Human security in the Anthropocene must now go beyond personal and social security toward a systematic, interdependent way among people and between man and the planet.

In that process, the principles of protection, decentralization and solidarity at work will promote not only a positive and healthy social culture, but also a circular economy and a just and peaceful society.

Honor

Recognition, regardless of being an award, bonus, promotion, wage raise or simply a ‘thank you’, helps individuals and organizations see social interest, especially if it's done honestly and consistently.

That process will build people's trust and standards in a common goal as well as select virtuous and talented individuals as well as an exemplary organizational model to make practical contributions to comprehensive human and modern social development.

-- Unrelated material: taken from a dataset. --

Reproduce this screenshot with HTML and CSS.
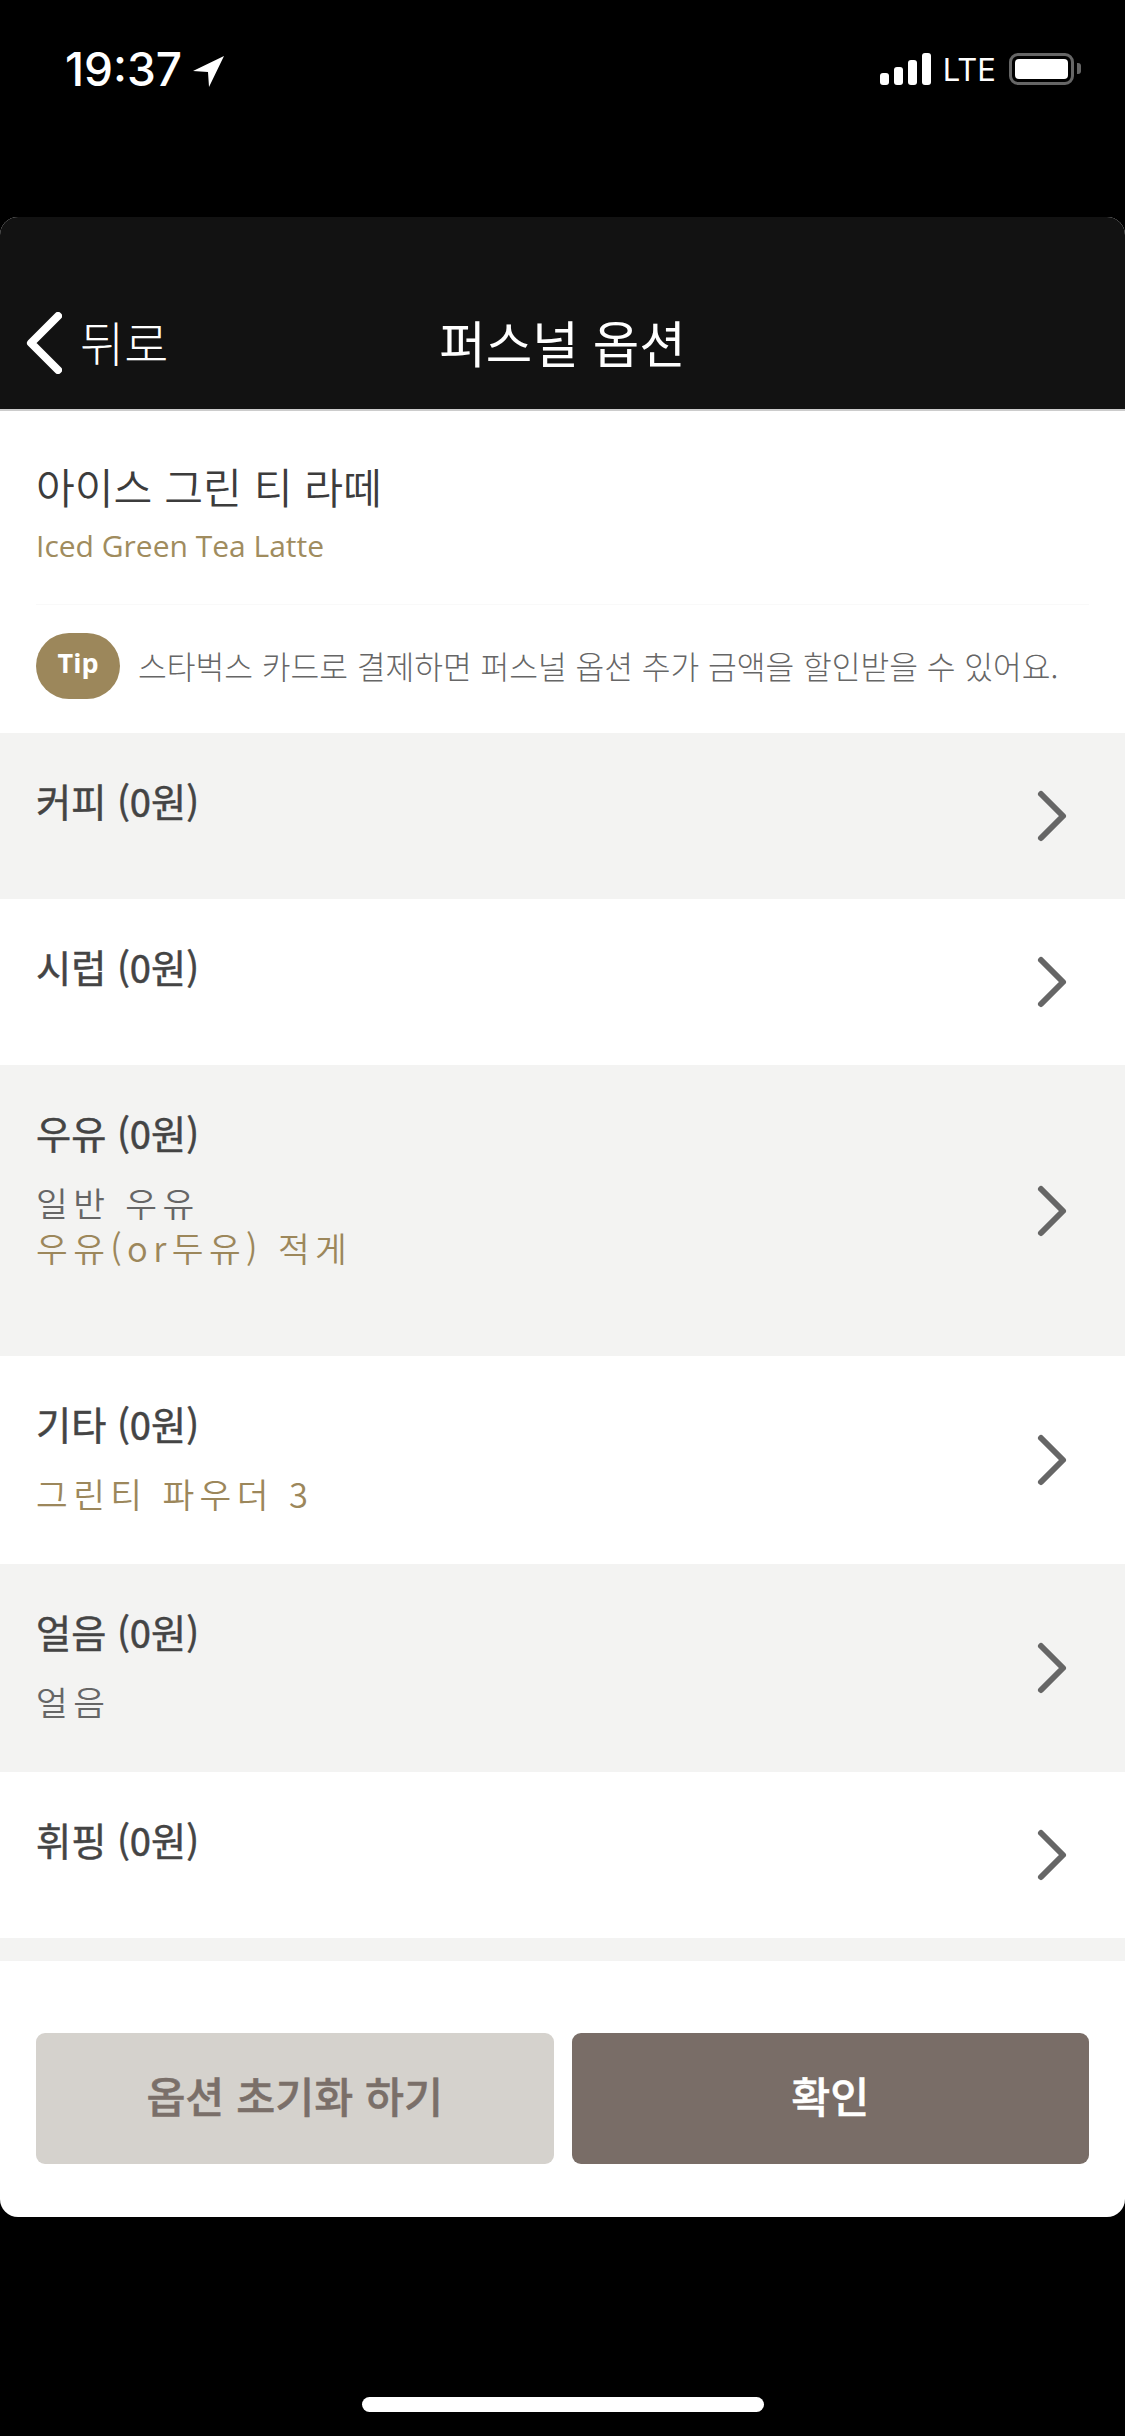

Food security and national defense

In the context of complicated climate change and conflicts of competitive forces in the region, the master plans for Mekong Delta food centers, the East Sea and Vietnam's border areas must be a priority of the country's socioeconomic development policy to ensure food security and national defense in order to achieve sustainable human security in Vietnam in the global integration process.

Vietnam will have net-zero policies by 2050, as committed at the 26th United Nations Climate Change Conference (COP 26).

An equitable society of law with comprehensive policies on human security will be the foundation for human resource development and a civilized society. That foundation will bring freedom, equality and peace to the people and build a society that is always innovative and creative. And, this is also the beginning of the prosperity of Vietnam.